EXERCISE DIRECTIONS. Copy each line with the word "that" in it.

DATA FOR THE TASK.
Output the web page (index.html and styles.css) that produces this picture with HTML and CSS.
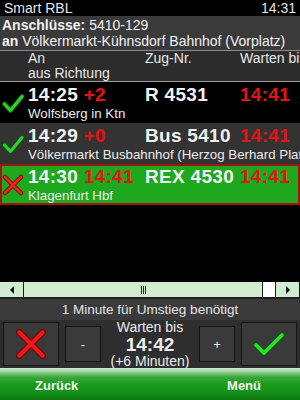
FILE: index.html
```html
<!DOCTYPE html>
<html lang="de">
<head>
<meta charset="utf-8">
<title>Smart RBL</title>
<link rel="stylesheet" href="styles.css">
</head>
<body>
<div class="screen">
  <div class="titlebar"><span>Smart RBL</span><span>14:31</span></div>
  <div class="info">
    <div class="line"><b>Anschlüsse:</b> 5410-129</div>
    <div class="line"><b>an</b> Völkermarkt-Kühnsdorf Bahnhof (Vorplatz)</div>
  </div>
  <div class="colhead">
    <span class="c-time">An</span>
    <span class="c-train">Zug-Nr.</span>
    <span class="c-wait">Warten bis</span>
    <span class="c-sub">aus Richtung</span>
  </div>
  <div class="list">
    <div class="row row-black">
      <svg class="icon" viewBox="0 0 22 22" width="22" height="22"><path d="M2.5 12 L8.5 18.5 L20 4.5" fill="none" stroke="#0b5a0b" stroke-width="5" stroke-linecap="round" stroke-linejoin="round"/><path d="M2.5 12 L8.5 18.5 L20 4.5" fill="none" stroke="#2fd02f" stroke-width="3" stroke-linecap="round" stroke-linejoin="round"/></svg>
      <span class="c-time big">14:25 <span class="red">+2</span></span>
      <span class="c-train big">R 4531</span>
      <span class="c-wait big red">14:41</span>
      <span class="c-sub">Wolfsberg in Ktn</span>
    </div>
    <div class="row row-gray">
      <svg class="icon" viewBox="0 0 22 22" width="22" height="22"><path d="M2.5 12 L8.5 18.5 L20 4.5" fill="none" stroke="#0b5a0b" stroke-width="5" stroke-linecap="round" stroke-linejoin="round"/><path d="M2.5 12 L8.5 18.5 L20 4.5" fill="none" stroke="#2fd02f" stroke-width="3" stroke-linecap="round" stroke-linejoin="round"/></svg>
      <span class="c-time big">14:29 <span class="red">+0</span></span>
      <span class="c-train big">Bus 5410</span>
      <span class="c-wait big red">14:41</span>
      <span class="c-sub">Völkermarkt Busbahnhof (Herzog Berhard Platz)</span>
    </div>
    <div class="row row-sel">
      <svg class="icon" viewBox="0 0 22 22" width="22" height="22"><path d="M3 3 L19 19 M19 3 L3 19" fill="none" stroke="#7a0808" stroke-width="4.5" stroke-linecap="round"/><path d="M3 3 L19 19 M19 3 L3 19" fill="none" stroke="#f02020" stroke-width="2.6" stroke-linecap="round"/></svg>
      <span class="c-time big">14:30 <span class="red">14:41</span></span>
      <span class="c-train big">REX 4530</span>
      <span class="c-wait big red">14:41</span>
      <span class="c-sub">Klagenfurt Hbf</span>
    </div>
  </div>
  <div class="empty"></div>
  <div class="scrollbar">
    <div class="sb-btn"><span class="tri-left"></span></div>
    <div class="sb-thumb"><span class="grip"></span></div>
    <div class="sb-track"></div>
    <div class="sb-btn"><span class="tri-right"></span></div>
  </div>
  <div class="status">1 Minute für Umstieg benötigt</div>
  <div class="controls">
    <div class="btn btn-big">
      <svg viewBox="0 0 30 30" width="32" height="32"><path d="M4 4 L26 26 M26 4 L4 26" fill="none" stroke="#6e0606" stroke-width="6" stroke-linecap="round"/><path d="M4 4 L26 26 M26 4 L4 26" fill="none" stroke="#ee1a1a" stroke-width="3.8" stroke-linecap="round"/></svg>
    </div>
    <div class="btn btn-small">-</div>
    <div class="wait">
      <div class="w-label">Warten bis</div>
      <div class="w-time">14:42</div>
      <div class="w-extra">(+6 Minuten)</div>
    </div>
    <div class="btn btn-small">+</div>
    <div class="btn btn-big">
      <svg viewBox="0 0 32 26" width="32" height="26"><path d="M3 14 L11 22 L29 4" fill="none" stroke="#0a5a0a" stroke-width="6" stroke-linecap="round" stroke-linejoin="round"/><path d="M3 14 L11 22 L29 4" fill="none" stroke="#2ee02e" stroke-width="3.6" stroke-linecap="round" stroke-linejoin="round"/></svg>
    </div>
  </div>
  <div class="softkeys"><span>Zurück</span><span>Menü</span></div>
</div>
</body>
</html>
```

FILE: styles.css
```css
html, body {
  margin: 0;
  padding: 0;
  background: #000;
}
.screen {
  width: 300px;
  height: 400px;
  display: flex;
  flex-direction: column;
  overflow: hidden;
  font-family: "Liberation Sans", Arial, sans-serif;
  font-size: 14px;
  color: #f2f2f2;
  background: #000;
}
.titlebar {
  height: 16px;
  flex: none;
  display: flex;
  justify-content: space-between;
  align-items: center;
  padding: 0 4px 0 4px;
  background: #000;
  color: #e6e6e6;
  font-size: 14px;
  line-height: 16px;
}
.info {
  height: 34px;
  flex: none;
  background: #3a3a3a;
  padding: 0 2px;
  display: flex;
  flex-direction: column;
  justify-content: center;
  border-bottom: 1px solid #8c8c8c;
}
.info .line {
  line-height: 16px;
  white-space: nowrap;
}
.colhead {
  height: 30px;
  flex: none;
  background: #2c2c2c;
  display: grid;
  grid-template-columns: 28px 117px 95px 60px;
  grid-template-rows: 15px 15px;
  line-height: 15px;
  color: #e8e8e8;
  border-bottom: 1px solid #9a9a9a;
  white-space: nowrap;
  overflow: hidden;
}
.colhead .c-time { grid-column: 2; grid-row: 1; }
.colhead .c-train { grid-column: 3; grid-row: 1; }
.colhead .c-wait { grid-column: 4; grid-row: 1; overflow: hidden; }
.colhead .c-sub { grid-column: 2 / 5; grid-row: 2; }
.list {
  flex: none;
  display: flex;
  flex-direction: column;
}
.row {
  height: 41px;
  box-sizing: border-box;
  display: grid;
  grid-template-columns: 28px 117px 95px 60px;
  grid-template-rows: 23px 16px;
  padding-top: 1px;
  white-space: nowrap;
  overflow: hidden;
}
.row-black { background: #000; }
.row-gray { background: #333; }
.row-sel {
  background: #1ea81e;
  box-shadow: inset 0 0 0 2px #a51212;
}
.row .icon {
  grid-column: 1;
  grid-row: 1 / 3;
  align-self: center;
  margin-left: 2px;
}
.row .c-time { grid-column: 2; grid-row: 1; }
.row .c-train { grid-column: 3; grid-row: 1; }
.row .c-wait { grid-column: 4; grid-row: 1; }
.row .c-sub {
  grid-column: 2 / 5;
  grid-row: 2;
  overflow: hidden;
  line-height: 15px;
  font-size: 13.3px;
  color: #ececec;
}
.big {
  font-weight: bold;
  font-size: 19px;
  line-height: 23px;
  letter-spacing: 0.3px;
}
.red { color: #e41414; }
.empty {
  flex: 1;
  background: #000;
}
.scrollbar {
  height: 16px;
  flex: none;
  display: flex;
  gap: 1px;
  background: #1c1c1c;
  padding: 0 1px 1px 0;
  box-sizing: border-box;
}
.sb-btn {
  width: 23px;
  background: #d2ecd2;
  display: flex;
  align-items: center;
  justify-content: center;
}
.sb-thumb {
  flex: 1;
  background: #d2ecd2;
  display: flex;
  align-items: center;
  justify-content: center;
}
.grip {
  width: 5px;
  height: 8px;
  border-left: 1px solid #222;
  border-right: 1px solid #222;
  box-sizing: border-box;
  background: linear-gradient(90deg, transparent 1px, #222 1px, #222 2px, transparent 2px);
}
.sb-track {
  width: 12px;
  background: #fff;
}
.tri-left {
  width: 0;
  height: 0;
  border-top: 4px solid transparent;
  border-bottom: 4px solid transparent;
  border-right: 4px solid #111;
}
.tri-right {
  width: 0;
  height: 0;
  border-top: 4px solid transparent;
  border-bottom: 4px solid transparent;
  border-left: 4px solid #111;
}
.status {
  height: 22px;
  flex: none;
  background: #3a3a3a;
  text-align: center;
  line-height: 22px;
  font-size: 13.5px;
  color: #e4e4e4;
  border-top: 1px solid #222;
  box-sizing: border-box;
}
.controls {
  height: 48px;
  flex: none;
  background: #2e2e2e;
  display: flex;
  align-items: center;
  padding: 0 3px;
  box-sizing: border-box;
}
.btn {
  box-sizing: border-box;
  border: 1px solid #141414;
  background: #3a3a3a;
  display: flex;
  align-items: center;
  justify-content: center;
  color: #e8e8e8;
}
.btn-big {
  width: 56px;
  height: 44px;
}
.btn-small {
  width: 36px;
  height: 36px;
  margin: 0 6px;
  font-size: 13px;
}
.wait {
  flex: 1;
  text-align: center;
  display: flex;
  flex-direction: column;
  align-items: center;
  color: #ececec;
}
.w-label { line-height: 15px; }
.w-time {
  font-weight: bold;
  font-size: 19px;
  line-height: 19px;
}
.w-extra { line-height: 14px; }
.softkeys {
  height: 32px;
  flex: none;
  display: flex;
  justify-content: space-between;
  align-items: center;
  padding: 2px 39px 0 35px;
  box-sizing: border-box;
  font-weight: bold;
  font-size: 13px;
  color: #f4f4f4;
  background: linear-gradient(#d4e9d4 0, #a8d6a8 3px, #3aa83a 9px, #1b9c1b 16px, #14921a 24px, #0e7410 32px);
}
```
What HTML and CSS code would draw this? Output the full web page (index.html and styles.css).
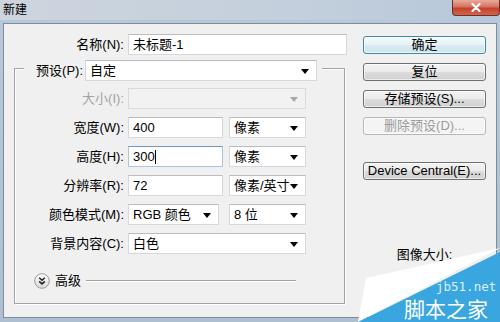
FILE: index.html
```html
<!DOCTYPE html>
<html lang="zh-CN">
<head>
  <meta charset="UTF-8" />
  <title>新建</title>
  <link rel="stylesheet" href="styles.css">
</head>
<body>
  <div class="window">
    <div class="titlebar">
      <span class="title">新建</span>
      <button class="close-btn" aria-label="关闭">
        <svg width="10" height="9" viewBox="0 0 10 9"><path d="M1.5 1 L8.5 8 M8.5 1 L1.5 8" stroke="#fff" stroke-width="2.2" stroke-linecap="round"/></svg>
      </button>
    </div>
    <div class="frame">
      <div class="client">
        <div class="main">
          <div class="row name-row">
            <span class="label">名称(N):</span>
            <div class="field input name-input">未标题-1</div>
          </div>
          <fieldset class="preset-box">
            <legend class="preset-legend">
              <span class="label legend-label">预设(P):</span>
              <div class="field select preset-select">自定</div>
            </legend>
            <div class="row">
              <span class="label disabled">大小(I):</span>
              <div class="field select full is-disabled"></div>
            </div>
            <div class="row">
              <span class="label">宽度(W):</span>
              <div class="field input short">400</div>
              <div class="field select unit">像素</div>
            </div>
            <div class="row">
              <span class="label">高度(H):</span>
              <div class="field input short focused">300<span class="caret"></span></div>
              <div class="field select unit">像素</div>
            </div>
            <div class="row">
              <span class="label">分辨率(R):</span>
              <div class="field input short">72</div>
              <div class="field select unit">像素/英寸</div>
            </div>
            <div class="row">
              <span class="label">颜色模式(M):</span>
              <div class="field select mode">RGB 颜色</div>
              <div class="field select unit">8 位</div>
            </div>
            <div class="row">
              <span class="label">背景内容(C):</span>
              <div class="field select full">白色</div>
            </div>
            <div class="adv-row">
              <svg class="adv-icon" width="16" height="16" viewBox="0 0 16 16">
                <defs>
                  <linearGradient id="advg" x1="0" y1="0" x2="0" y2="1">
                    <stop offset="0" stop-color="#ffffff"/>
                    <stop offset="1" stop-color="#d9d9d9"/>
                  </linearGradient>
                </defs>
                <circle cx="8" cy="8" r="7.3" fill="url(#advg)" stroke="#9a9a9a"/>
                <path d="M5.2 4.8 L8 7.3 L10.8 4.8 M5.2 8.4 L8 10.9 L10.8 8.4" fill="none" stroke="#222" stroke-width="1.5"/>
              </svg>
              <span class="adv-text">高级</span>
              <span class="adv-line"></span>
            </div>
          </fieldset>
        </div>
        <div class="side">
          <button class="btn default">确定</button>
          <button class="btn">复位</button>
          <button class="btn">存储预设(S)...</button>
          <button class="btn" disabled>删除预设(D)...</button>
          <button class="btn device">Device Central(E)...</button>
          <div class="image-size">图像大小:</div>
        </div>
      </div>
    </div>
    <!-- site watermark in the corner -->
    <div class="watermark">
      <svg width="145" height="77" viewBox="0 0 145 77">
        <polygon points="11,33 145,3 3,77" fill="#ffffff"/>
        <polygon points="3,77 145,7 145,77" fill="#3aa6df"/>
      </svg>
      <span class="wm-url">jb51.net</span>
      <span class="wm-name">脚本之家</span>
    </div>
  </div>
</body>
</html>
```

FILE: styles.css
```css
body {
  margin: 0;
  font-family: "Liberation Sans", "Noto Sans CJK SC", sans-serif;
  font-size: 13px;
  line-height: 17px;
  color: #000;
}
.window {
  position: relative;
  width: 500px;
  height: 322px;
  overflow: hidden;
  background: #b3c4d7;
}
/* Title bar */
.titlebar {
  height: 20px;
  display: flex;
  align-items: flex-start;
  background: linear-gradient(90deg, #cdd5de 0%, #c3cfdc 60%, #b6c7da 100%);
}
.title {
  padding: 3px 0 0 3px;
  font-size: 12px;
  line-height: 14px;
}
.close-btn {
  margin-left: auto;
  width: 48px;
  height: 16px;
  padding: 0;
  border: 1px solid #6b2f27;
  border-top: 0;
  border-radius: 0 0 4px 4px;
  background: linear-gradient(#e8ab9d 0%, #d6735f 45%, #c2412b 55%, #d4644c 100%);
  display: flex;
  align-items: center;
  justify-content: center;
}
.frame {
  padding: 3px 3px 4px 3px;
  background: linear-gradient(#b8c8da, #aebfd2);
}
.client {
  display: flex;
  height: 295px;
  box-sizing: border-box;
  background: #f0f0f0;
  border: 1px solid #7f8c99;
}
/* Left form */
.main {
  width: 343px;
  padding-top: 10px;
}
.row {
  display: flex;
  align-items: center;
  gap: 4px;
  height: 21px;
}
.label {
  width: 109px;
  flex: none;
  text-align: right;
  white-space: nowrap;
}
.name-row .label {
  width: 120px;
}
.label.disabled {
  color: #a3a3a3;
}
.field {
  position: relative;
  height: 21px;
  box-sizing: border-box;
  padding-left: 4px;
  display: flex;
  align-items: center;
  background: #fff;
  border: 1px solid #d5d9de;
  border-top-color: #b9bdc3;
  white-space: nowrap;
}
.name-input { width: 219px; }
.short { width: 95px; }
.unit { width: 77px; margin-left: 2px; }
.mode { width: 91px; }
.mode + .unit { margin-left: 6px; }
.full { width: 178px; }
.focused {
  border-color: #a9c5e2;
  border-top-color: #6f97c2;
}
.caret {
  width: 1px;
  height: 14px;
  background: #000;
}
.select::after {
  content: "";
  position: absolute;
  right: 7px;
  top: 8px;
  border-left: 4px solid transparent;
  border-right: 4px solid transparent;
  border-top: 5px solid #000;
}
.is-disabled {
  background: #f2f2f2;
  border-color: #dadada;
}
.is-disabled::after {
  border-top-color: #a8a8a8;
}
/* Group box */
.preset-box {
  margin: 0 0 0 10px;
  padding: 7px 0 14px 0;
  width: 331px;
  min-width: 0;
  box-sizing: border-box;
  border: 1px solid #a3a3a3;
  box-shadow: inset 1px 1px 0 #fff, 1px 1px 0 #fff;
}
.preset-legend {
  margin-left: 9px;
  padding: 5px 5px 0 11px;
  display: flex;
  align-items: center;
  gap: 2px;
  background: #f0f0f0;
}
.legend-label {
  width: 48px;
}
.preset-select {
  width: 232px;
}
.preset-box .row + .row {
  margin-top: 8px;
}
.adv-row {
  margin-top: 18px;
  height: 17px;
  display: flex;
  align-items: center;
  padding-left: 19px;
}
.adv-icon {
  flex: none;
}
.adv-text {
  margin-left: 5px;
}
.adv-line {
  flex: 1;
  height: 1px;
  margin: 0 48px 0 5px;
  background: #a3a3a3;
  box-shadow: 0 1px 0 #fff;
}
/* Right buttons */
.side {
  width: 123px;
  margin-left: 16px;
  padding-top: 12px;
  display: flex;
  flex-direction: column;
  gap: 9px;
}
.btn {
  height: 18px;
  padding: 0;
  font: inherit;
  line-height: 16px;
  color: #000;
  border: 1px solid #707070;
  border-radius: 3px;
  background: linear-gradient(#f3f3f3 0%, #ebebeb 50%, #dddddd 50%, #d0d0d0 100%);
  box-shadow: inset 0 0 0 1px rgba(255,255,255,0.6);
}
.btn.default {
  border-color: #3f8aa6;
  background: linear-gradient(#f4fafc 0%, #e6f2f6 50%, #d8ebf1 50%, #cfe4ec 100%);
}
.btn:disabled {
  color: #9c9c9c;
  border-color: #b4b8bb;
  background: #f4f4f4;
}
.btn.device {
  margin-top: 18px;
}
.image-size {
  margin-top: 57px;
  text-align: center;
}
/* Watermark */
.watermark {
  position: absolute;
  right: 0;
  bottom: 0;
  width: 145px;
  height: 77px;
}
.watermark svg {
  display: block;
}
.wm-url {
  position: absolute;
  left: 81px;
  top: 37px;
  font-family: "DejaVu Sans Mono", monospace;
  font-size: 12.5px;
  line-height: 10px;
  color: #dcefff;
}
.wm-name {
  position: absolute;
  left: 49px;
  top: 53px;
  font-family: "Noto Sans CJK SC", sans-serif;
  font-size: 21px;
  line-height: 20px;
  color: #fff;
  white-space: nowrap;
}
```
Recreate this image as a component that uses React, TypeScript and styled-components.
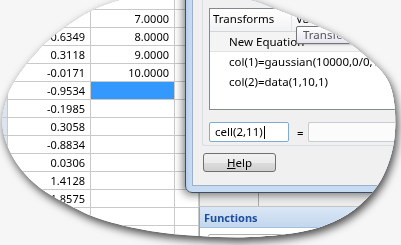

FINISHED TASK.
Output the web page (index.html and styles.css) that produces this picture with HTML and CSS.
Recreate this image as a component that uses React, TypeScript and styled-components.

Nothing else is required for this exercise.